Tuesday, July 04, 2006


Just so you know:

July 4 ...

In 1776 the Continental Congress adopted the Declaration of Independence. In 1802 the United States Military Academy officially opened at West Point, NY. In 1803 the Louisiana Purchase was announced in newspapers (the Louisiana Purchase Treaty was signed April 30, 1803 and okayed by Congress Oct. 20). The property was purchased by the US from France for $15 million (or 3 cents an acre). The "Corps of Discovery," led by Meriwether Lewis and William Clark, began the exploration of the territory on May 14, 1804. In 1804 author Nathaniel Hawthorne was born in Salem, MA. In 1826 50 years to the day after the Declaration of Independence was adopted, former presidents John Adams and Thomas Jefferson both died; also on this day, American songwriter Stephen Foster was born in Pittsburgh, PA. In 1831 the fifth president of the United States, James Monroe, died in New York City. In 1845 Henry David Thoreau began his two-year experiment in simpler living at Walden Pond, near Concord, MA. In 1863 the Confederate town of Vicksburg, MS, surrendered to Union General Ulysses S. Grant. In 1872 the 30th president of the United States, Calvin Coolidge, was born in Plymouth, VT. In 1881 the Tuskegee Institute opened in Alabama.

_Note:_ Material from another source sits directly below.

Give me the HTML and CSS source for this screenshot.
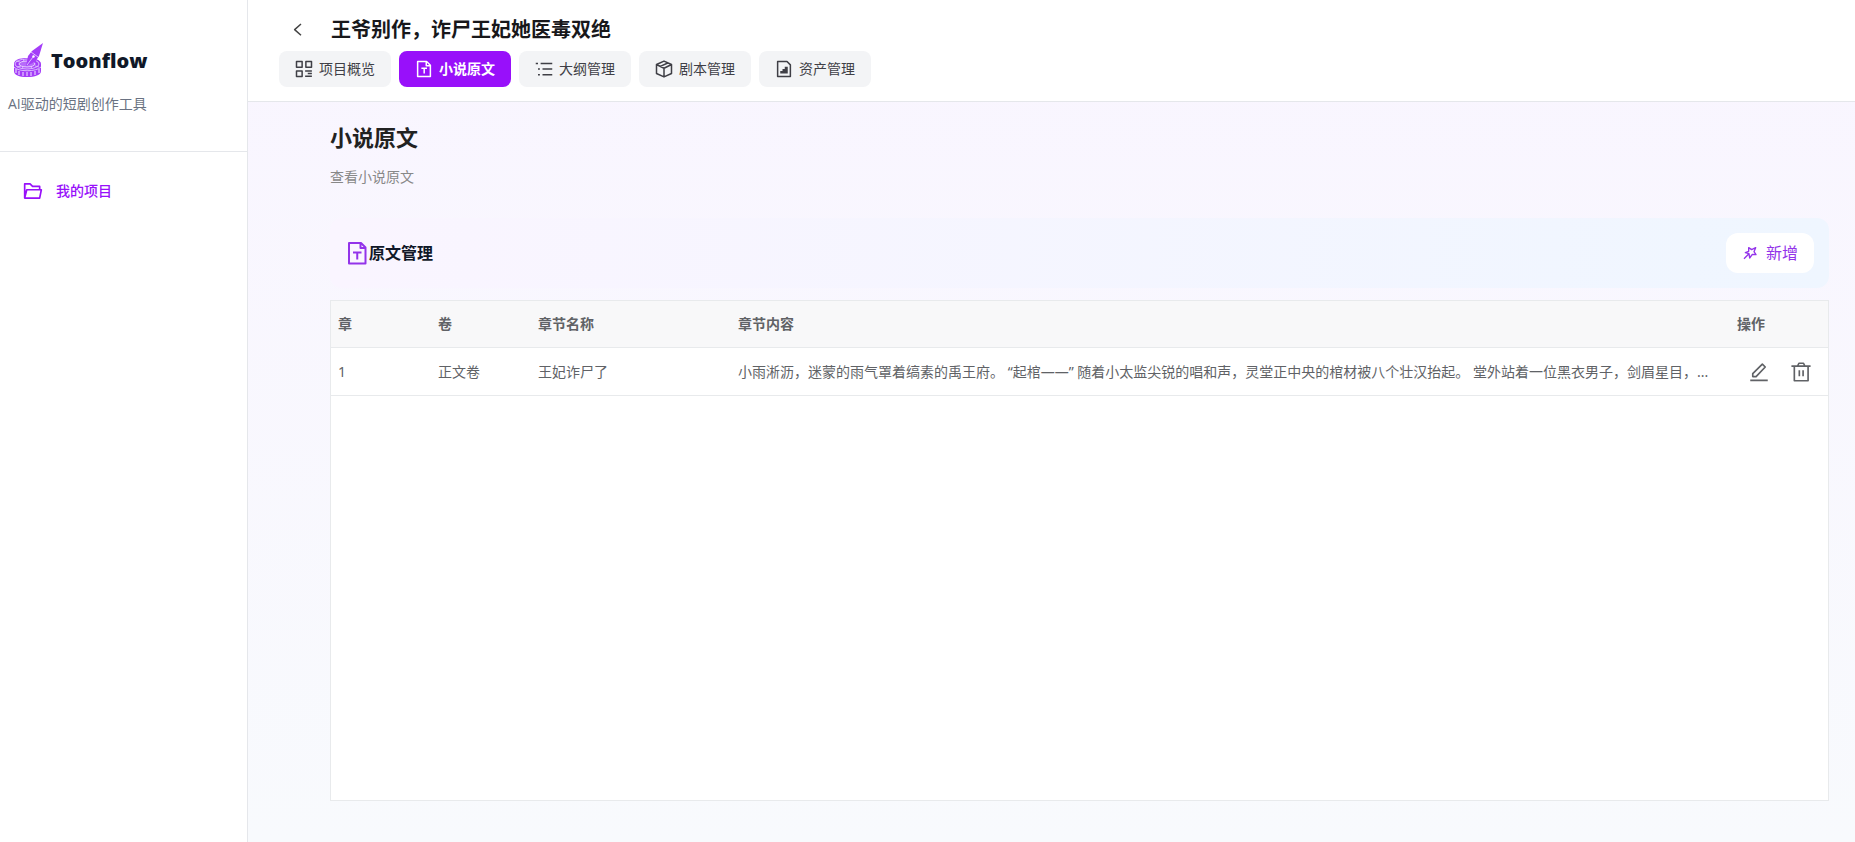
FILE: index.html
```
<!DOCTYPE html>
<html lang="zh-CN">
	<head>
		<meta charset="UTF-8">
		<meta name="viewport" content="width=device-width, initial-scale=1.0">
		<title>Toonflow</title>
		<link rel="stylesheet" href="styles.css">
	</head>
	<body>
		<div class="layout">
			<aside class="sidebar">
				<div class="brand">
					<a class="brand-name" href="#">
						<svg class="logo" viewBox="0 0 32 36" aria-hidden="true">
							<path class="logo-body" d="M2 21c0-4 5-6 13-6s14 2 14 6v7c0 4-6 6-14 6S2 32 2 28z"/>
							<ellipse class="logo-rim" cx="15" cy="21" rx="12" ry="5"/>
							<ellipse class="logo-dish" cx="15" cy="21" rx="8" ry="3"/>
							<path class="logo-cuts" d="M4 26v4M7 28v4M11 29v4M15 29v4M19 29v4M23 28v4M27 26v4"/>
							<path class="logo-rim" d="M2 24c4 5 22 5 27 0"/>
							<path class="logo-rim" d="M4 18l4 1M23 23l4 1M5 24l4-1M11 16l1 2M10 26l1-2M20 26l-1-2"/>
							<path class="logo-pen" d="M31 0L20 8l-4 5-2 10 9-4 4-6z"/>
							<path class="logo-rim" d="M15 22l6-8M19 9l7 5"/>
							<circle class="logo-hole" cx="21.500" cy="13.500" r="1.200"/>
						</svg>
						<span>Toonflow</span>
					</a>
					<p class="slogan">AI驱动的短剧创作工具</p>
				</div>
				<nav class="menu">
					<a class="menu-item" href="#">
						<svg class="icon-20" viewBox="0 0 48 48" aria-hidden="true">
							<path d="M4 41V7h13l6 6h17v8M4 41l5-20h35l-4 20H4z"/>
						</svg>
						<span>我的项目</span>
					</a>
				</nav>
			</aside>

			<div class="main">
				<header class="header">
					<div class="title-row">
						<button class="back" aria-label="返回">
							<svg class="icon-18" viewBox="0 0 48 48" aria-hidden="true"><path d="M32 8L15 23l17 15"/></svg>
						</button>
						<h1 class="title">王爷别作，诈尸王妃她医毒双绝</h1>
					</div>
					<nav class="tabs">
						<button class="tab">
							<svg class="icon-18" viewBox="0 0 48 48" aria-hidden="true">
								<path d="M4 4h15v15H4zM29 4h15v15H29zM4 29h15v15H4zM27 29h18M34 36h11M27 43h18"/>
							</svg>
							<span>项目概览</span>
						</button>
						<button class="tab active">
							<svg class="icon-18" viewBox="0 0 48 48" aria-hidden="true">
								<path d="M7 4h24l10 10v30H7zM30 4v11h11M17 22h15M24.500 22v14"/>
							</svg>
							<span>小说原文</span>
						</button>
						<button class="tab">
							<svg class="icon-18" viewBox="0 0 48 48" aria-hidden="true">
								<path d="M2 9h6M15 9h31M8 24h5M20 24h26M8 39h5M20 39h26"/>
							</svg>
							<span>大纲管理</span>
						</button>
						<button class="tab">
							<svg class="icon-18" viewBox="0 0 48 48" aria-hidden="true">
								<path d="M24 3l20 9v24L24 45 4 36V12zM4 12l20 10 20-10M24 22v23M34 8L14 17"/>
							</svg>
							<span>剧本管理</span>
						</button>
						<button class="tab">
							<svg class="icon-18" viewBox="0 0 48 48" aria-hidden="true">
								<path d="M7 4h25l9 9v31H7z"/>
								<path class="fill" d="M14 29h6v-5h6v-6h8v18H14z"/>
							</svg>
							<span>资产管理</span>
						</button>
					</nav>
				</header>

				<main class="content">
					<h2 class="page-title">小说原文</h2>
					<p class="page-desc">查看小说原文</p>

					<section class="toolbar">
						<h3 class="toolbar-title">
							<svg class="icon-24" viewBox="0 0 48 48" aria-hidden="true">
								<path d="M8 4h24l9 9v32H8zM31 4v10h10M16 23h17M24.500 23v14"/>
							</svg>
							<span>原文管理</span>
						</h3>
						<button class="add">
							<svg class="icon-16" viewBox="0 0 48 48" aria-hidden="true">
								<path d="M6 41l14-14M20 8l9 6 12-6-5 12 6 9-11-1-8 11-2-13-11-3 10-4z"/>
							</svg>
							<span>新增</span>
						</button>
					</section>

					<div class="table-box">
						<table class="table">
							<thead>
								<tr>
									<th class="col-small">章</th>
									<th class="col-small">卷</th>
									<th class="col-name">章节名称</th>
									<th>章节内容</th>
									<th class="col-action">操作</th>
								</tr>
							</thead>
							<tbody>
								<tr>
									<td>1</td>
									<td>正文卷</td>
									<td>王妃诈尸了</td>
									<td class="text">小雨淅沥，迷蒙的雨气罩着缟素的禹王府。 “起棺——” 随着小太监尖锐的唱和声，灵堂正中央的棺材被八个壮汉抬起。 堂外站着一位黑衣男子，剑眉星目，...</td>
									<td>
										<div class="actions">
											<button class="action" aria-label="编辑">
												<svg class="icon-20" viewBox="0 0 48 48" aria-hidden="true">
													<path d="M3 44h42M9 28v7h8L39 12l-7-7z"/>
												</svg>
											</button>
											<button class="action" aria-label="删除">
												<svg class="icon-20" viewBox="0 0 48 48" aria-hidden="true">
													<path d="M8 10v35h33V10zM1 10h46M16 9l3-6h11l3 6M20 20v14M29 20v14"/>
												</svg>
											</button>
										</div>
									</td>
								</tr>
							</tbody>
						</table>
					</div>
				</main>
			</div>
		</div>
	</body>
</html>
```

FILE: styles.css
```
*
{
	box-sizing: border-box;
}

body
{
	margin: 0;
	font-family: "Noto Sans", "Noto Sans CJK SC", sans-serif;
	font-size: 14px;
	line-height: 20px;
	color: #101828;
}

h1, h2, h3, p
{
	margin: 0;
}

button
{
	border: 0;
	padding: 0;
	background: none;
	font: inherit;
	color: inherit;
	cursor: pointer;
}

a
{
	color: inherit;
	text-decoration: none;
}

svg
{
	flex: none;
	fill: none;
	stroke: currentColor;
	stroke-width: 4;
	stroke-linejoin: round;
}

.fill
{
	fill: currentColor;
	stroke: none;
}

.icon-16
{
	width: 16px;
	height: 16px;
}

.icon-18
{
	width: 18px;
	height: 18px;
}

.icon-20
{
	width: 20px;
	height: 20px;
}

.icon-24
{
	width: 24px;
	height: 24px;
}

.layout
{
	display: flex;
	min-height: 100vh;
}

/* sidebar */

.sidebar
{
	flex: none;
	width: 248px;
	background-color: #ffffff;
	border-right: 1px solid #e5e7eb;
}

.brand
{
	height: 152px;
	padding: 40px 8px 0;
	border-bottom: 1px solid #e5e7eb;
}

.brand-name
{
	display: flex;
	align-items: center;
	gap: 7px;
	padding-left: 4px;
	height: 42px;
	font-family: "Open Sans", "Noto Sans", sans-serif;
	font-size: 20px;
	font-weight: 800;
}

.logo
{
	width: 32px;
	height: 36px;
	stroke-width: 1;
}

.logo-body, .logo-pen
{
	fill: #a43df8;
	stroke: none;
}

.logo-rim
{
	stroke: #dcbcff;
}

.logo-dish
{
	fill: #b76bfa;
	stroke: #ead5ff;
}

.logo-cuts
{
	stroke: #f3e8ff;
	stroke-width: 1;
}

.logo-hole
{
	fill: #ffffff;
	stroke: none;
}

.slogan
{
	margin-top: 12px;
	font-family: "Open Sans", "Noto Sans CJK SC", sans-serif;
	color: #6a7282;
}

.menu
{
	padding: 29px 23px;
}

.menu-item
{
	display: flex;
	align-items: center;
	gap: 13px;
	color: #9810fa;
	font-weight: 500;
}

/* header */

.main
{
	flex: 1;
	min-width: 0;
	display: flex;
	flex-direction: column;
	background: linear-gradient(to bottom, #f9f5ff, #f8fafd);
}

.header
{
	height: 102px;
	padding: 15px 31px 14px;
	background-color: #ffffff;
	border-bottom: 1px solid #e5e7eb;
}

.title-row
{
	display: flex;
	align-items: center;
	gap: 24px;
	padding-left: 10px;
	margin-bottom: 6px;
}

.back
{
	display: flex;
	color: #444444;
}

.title
{
	font-size: 20px;
	line-height: 30px;
	font-weight: 700;
	color: #18181b;
}

.tabs
{
	display: flex;
	gap: 8px;
}

.tab
{
	display: flex;
	align-items: center;
	gap: 6px;
	height: 36px;
	padding: 0 16px;
	border-radius: 8px;
	background-color: #f3f4f6;
	color: #3f3f46;
}

.active
{
	background-color: #9810fa;
	color: #ffffff;
	font-weight: 700;
}

/* content */

.content
{
	flex: 1;
	display: flex;
	flex-direction: column;
	padding: 19px 26px 41px 82px;
}

.page-title
{
	font-size: 22px;
	line-height: 32px;
	font-weight: 700;
	color: #222222;
}

.page-desc
{
	margin-top: 14px;
	color: #888888;
}

.toolbar
{
	display: flex;
	align-items: center;
	justify-content: space-between;
	height: 70px;
	margin: 31px 0 12px;
	padding: 0 15px;
	border-radius: 12px;
	background: linear-gradient(to right, #faf5ff, #eff6ff);
}

.toolbar-title
{
	display: flex;
	align-items: center;
	font-size: 16px;
	font-weight: 700;
}

.toolbar-title svg
{
	color: #9333ea;
}

.add
{
	display: flex;
	align-items: center;
	justify-content: center;
	gap: 8px;
	width: 88px;
	height: 40px;
	border-radius: 12px;
	background-color: #ffffff;
	color: #9333ea;
	font-size: 16px;
}

.table-box
{
	flex: 1;
	border: 1px solid #e8eaec;
	background-color: #ffffff;
}

.table
{
	width: 100%;
	table-layout: fixed;
	border-collapse: separate;
	border-spacing: 0;
	color: #606266;
}

.table th, .table td
{
	height: 48px;
	padding: 0 7px;
	border-bottom: 1px solid #e8eaec;
	text-align: left;
}

.table th
{
	height: 47px;
	background-color: #f8f8f9;
	font-weight: 700;
}

.col-small
{
	width: 100px;
}

.col-name
{
	width: 200px;
}

.col-action
{
	width: 98px;
}

.text
{
	white-space: nowrap;
}

.actions
{
	display: flex;
	justify-content: flex-end;
	gap: 22px;
	padding-right: 10px;
}

.action
{
	display: flex;
}
```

In 1917 during a ceremony in Paris honoring the French hero of the American Revolution, US Lieutenant Colonel Charles E. Stanton declared, "Lafayette, we are here!" In 1934 boxer Joe Louis won his first professional fight in Chicago, IL. In 1939 baseball's "Iron Horse," Lou Gehrig, said farewell to his fans at New York's Yankee Stadium. In 1976 Israeli commandos raided Entebbe airport in Uganda, rescuing almost all of the passengers and crew of an Air France jetliner seized by pro-Palestinian hijackers. In 1987 Klaus Barbie, the former Gestapo chief known as the "Butcher of Lyon," was convicted by a French court of crimes against humanity and sentenced to life in prison. He died four years later at age 77. In 1995 the space shuttle Atlantis and the Russian space station Mir parted after spending five days in orbit docked together. In 1997 NASA's Pathfinder spacecraft landed on Mars, inaugurating a new era in the search for life on the Red Planet. In 2005 NASA's Deep Impact spacecraft took pictures as a space probe smashed into the Tempel 1 comet. The mission was aimed at learning more about comets that formed from the leftover buidling blocks of the solar system. The Deep Impact mission launched on January 12, 2005.